_Stated exercise_
For every line in the data below that contains "screenshot", copy the line.

_Items_
★ ★ ★ ★
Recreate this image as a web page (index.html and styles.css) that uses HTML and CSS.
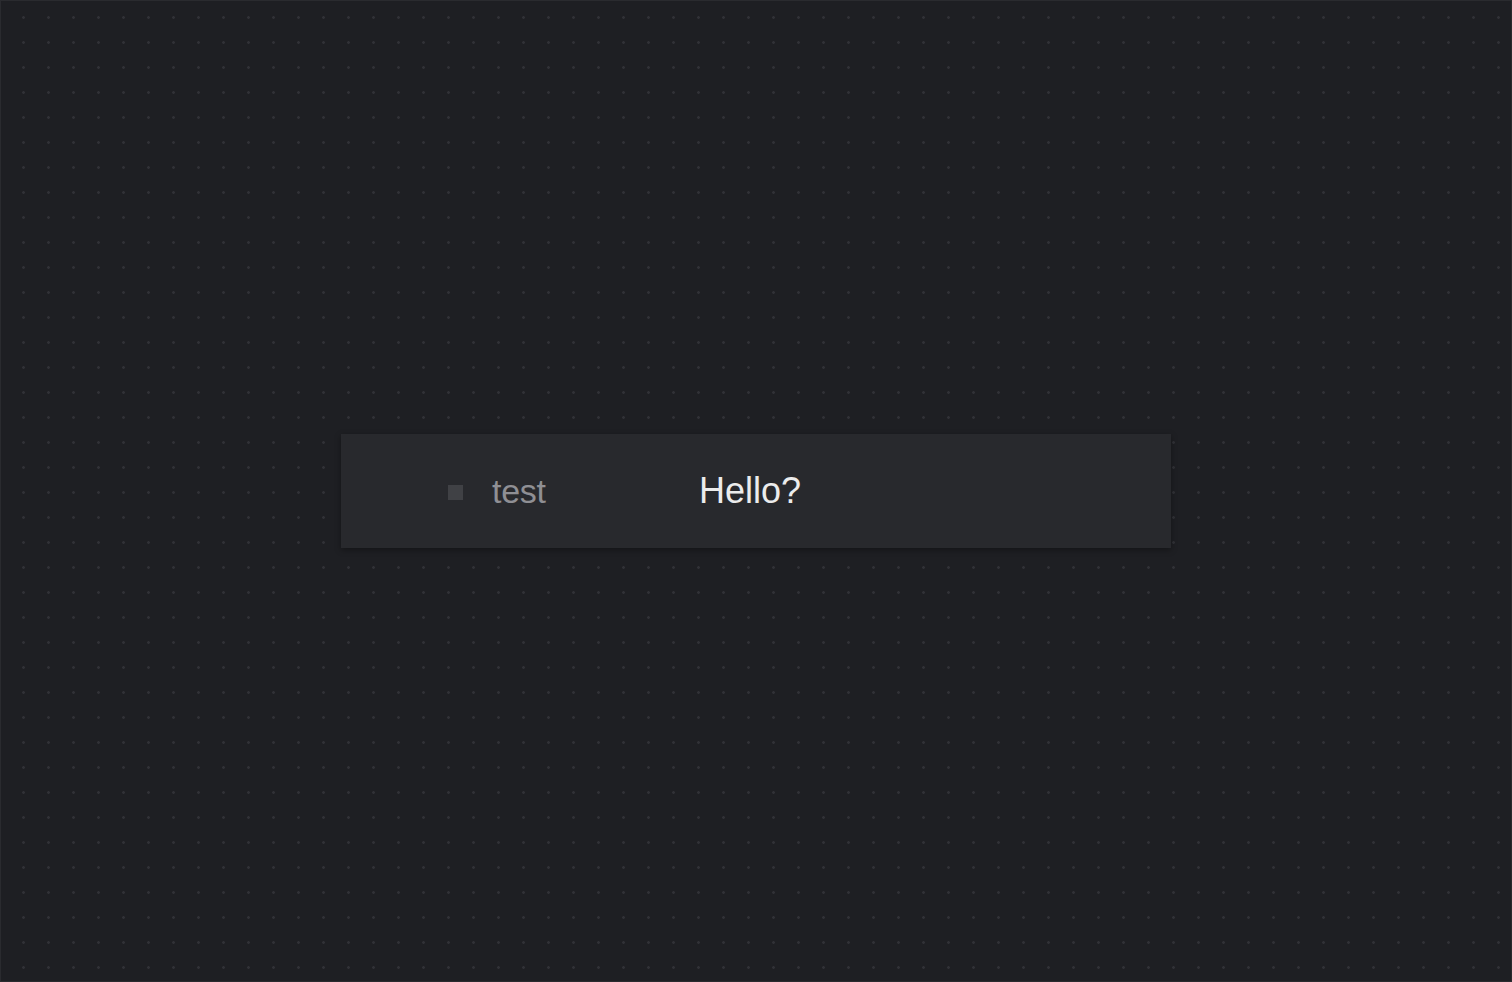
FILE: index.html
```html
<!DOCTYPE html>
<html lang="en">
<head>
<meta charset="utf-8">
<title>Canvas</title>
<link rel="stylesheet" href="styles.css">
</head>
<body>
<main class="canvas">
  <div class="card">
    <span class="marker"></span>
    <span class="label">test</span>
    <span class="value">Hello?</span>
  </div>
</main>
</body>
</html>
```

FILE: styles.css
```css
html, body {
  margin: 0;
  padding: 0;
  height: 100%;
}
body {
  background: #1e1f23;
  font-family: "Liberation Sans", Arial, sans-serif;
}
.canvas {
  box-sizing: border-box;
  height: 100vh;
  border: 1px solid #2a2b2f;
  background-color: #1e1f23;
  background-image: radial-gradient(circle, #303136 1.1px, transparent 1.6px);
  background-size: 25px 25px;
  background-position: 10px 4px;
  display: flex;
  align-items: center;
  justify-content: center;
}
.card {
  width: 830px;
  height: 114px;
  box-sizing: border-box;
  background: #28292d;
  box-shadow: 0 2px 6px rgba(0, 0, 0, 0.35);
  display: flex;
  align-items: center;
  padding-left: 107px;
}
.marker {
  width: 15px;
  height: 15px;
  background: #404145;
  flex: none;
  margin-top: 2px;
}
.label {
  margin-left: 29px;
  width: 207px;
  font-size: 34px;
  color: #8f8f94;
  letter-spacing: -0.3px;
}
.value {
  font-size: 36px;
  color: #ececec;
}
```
★ ★ ★ ★
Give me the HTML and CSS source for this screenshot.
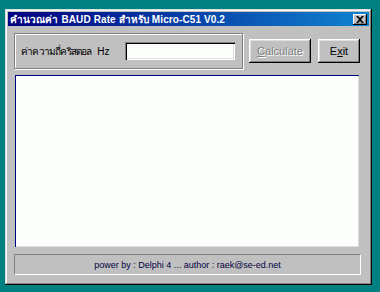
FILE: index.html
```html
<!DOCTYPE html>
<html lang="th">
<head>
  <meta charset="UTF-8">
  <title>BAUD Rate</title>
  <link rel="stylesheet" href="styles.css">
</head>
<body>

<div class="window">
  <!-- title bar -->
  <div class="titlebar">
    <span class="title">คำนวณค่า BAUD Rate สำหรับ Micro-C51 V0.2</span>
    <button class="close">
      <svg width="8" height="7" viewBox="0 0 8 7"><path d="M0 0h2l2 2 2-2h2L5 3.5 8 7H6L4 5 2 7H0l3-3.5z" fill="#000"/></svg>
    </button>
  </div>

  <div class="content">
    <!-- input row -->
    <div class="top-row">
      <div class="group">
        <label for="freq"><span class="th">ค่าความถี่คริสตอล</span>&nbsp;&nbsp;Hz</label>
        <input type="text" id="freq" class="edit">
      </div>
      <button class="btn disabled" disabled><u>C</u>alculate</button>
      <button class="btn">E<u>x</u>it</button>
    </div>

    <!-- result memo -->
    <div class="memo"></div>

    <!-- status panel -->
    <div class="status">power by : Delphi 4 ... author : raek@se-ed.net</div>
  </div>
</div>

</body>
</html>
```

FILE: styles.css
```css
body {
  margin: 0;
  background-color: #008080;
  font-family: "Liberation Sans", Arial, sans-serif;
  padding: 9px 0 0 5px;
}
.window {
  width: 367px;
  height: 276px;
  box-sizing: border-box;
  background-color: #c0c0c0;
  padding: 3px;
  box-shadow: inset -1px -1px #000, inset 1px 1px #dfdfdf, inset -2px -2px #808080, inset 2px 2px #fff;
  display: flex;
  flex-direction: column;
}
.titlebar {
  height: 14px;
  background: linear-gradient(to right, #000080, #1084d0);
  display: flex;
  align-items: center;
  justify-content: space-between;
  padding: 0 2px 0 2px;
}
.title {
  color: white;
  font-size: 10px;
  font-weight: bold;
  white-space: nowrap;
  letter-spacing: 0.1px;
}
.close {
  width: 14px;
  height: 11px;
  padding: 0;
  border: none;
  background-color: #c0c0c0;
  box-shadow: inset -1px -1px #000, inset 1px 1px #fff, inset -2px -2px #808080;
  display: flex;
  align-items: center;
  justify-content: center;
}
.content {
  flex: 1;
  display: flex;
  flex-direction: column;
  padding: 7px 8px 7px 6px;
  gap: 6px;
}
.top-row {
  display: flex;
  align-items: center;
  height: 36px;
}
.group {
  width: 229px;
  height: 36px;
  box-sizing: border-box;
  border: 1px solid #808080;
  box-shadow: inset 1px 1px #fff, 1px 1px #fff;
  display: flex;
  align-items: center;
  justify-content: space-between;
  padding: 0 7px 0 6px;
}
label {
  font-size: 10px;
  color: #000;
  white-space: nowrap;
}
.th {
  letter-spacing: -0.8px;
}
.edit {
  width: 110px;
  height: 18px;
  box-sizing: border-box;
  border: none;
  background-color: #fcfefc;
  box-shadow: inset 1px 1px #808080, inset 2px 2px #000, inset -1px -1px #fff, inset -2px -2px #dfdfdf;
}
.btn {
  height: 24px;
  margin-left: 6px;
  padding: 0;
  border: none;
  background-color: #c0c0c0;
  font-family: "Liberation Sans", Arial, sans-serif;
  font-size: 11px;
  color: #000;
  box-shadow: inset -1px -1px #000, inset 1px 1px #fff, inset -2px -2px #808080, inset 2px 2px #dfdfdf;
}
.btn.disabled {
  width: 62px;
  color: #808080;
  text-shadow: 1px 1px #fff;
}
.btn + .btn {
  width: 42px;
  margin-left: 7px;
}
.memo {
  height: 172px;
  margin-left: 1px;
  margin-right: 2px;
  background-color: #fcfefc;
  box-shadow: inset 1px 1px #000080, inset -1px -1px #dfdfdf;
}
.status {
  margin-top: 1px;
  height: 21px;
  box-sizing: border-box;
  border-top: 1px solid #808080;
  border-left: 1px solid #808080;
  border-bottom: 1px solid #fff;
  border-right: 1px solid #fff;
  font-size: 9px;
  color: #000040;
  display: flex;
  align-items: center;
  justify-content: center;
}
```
★ ★ ★ ★
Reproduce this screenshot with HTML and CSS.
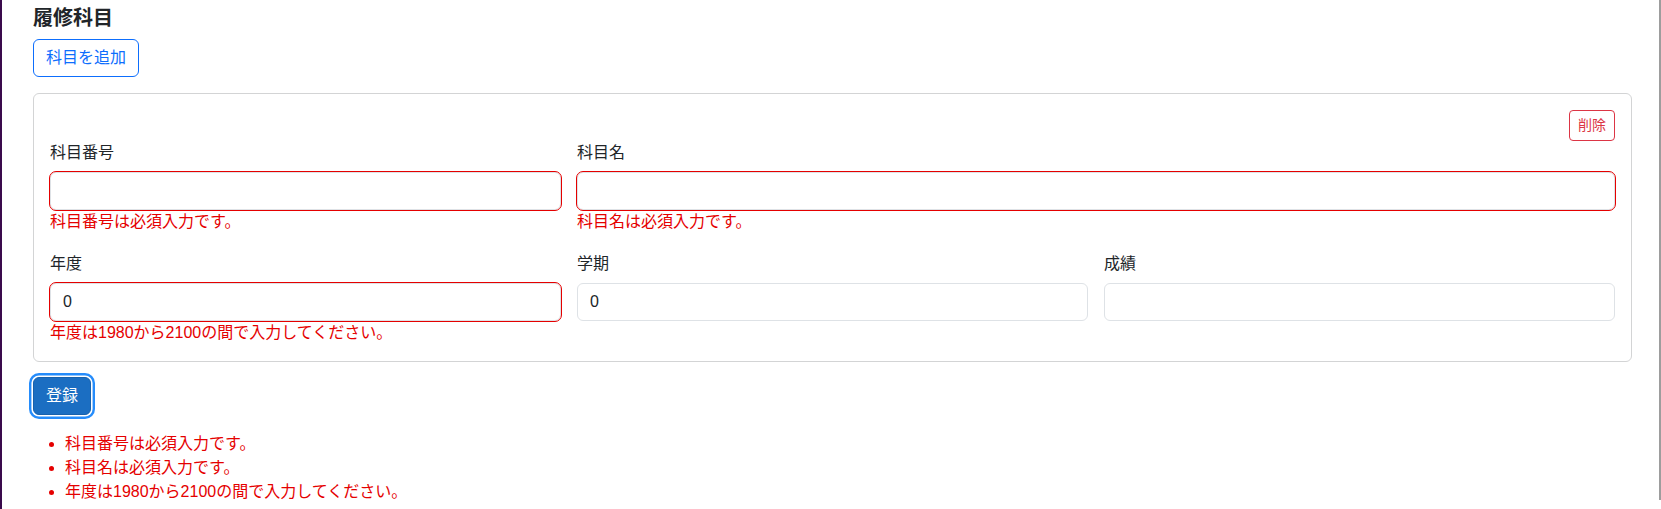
★ ★ ★ ★
_Final result_
Give me the HTML and CSS source for this screenshot.
Reproduce this screenshot with HTML and CSS.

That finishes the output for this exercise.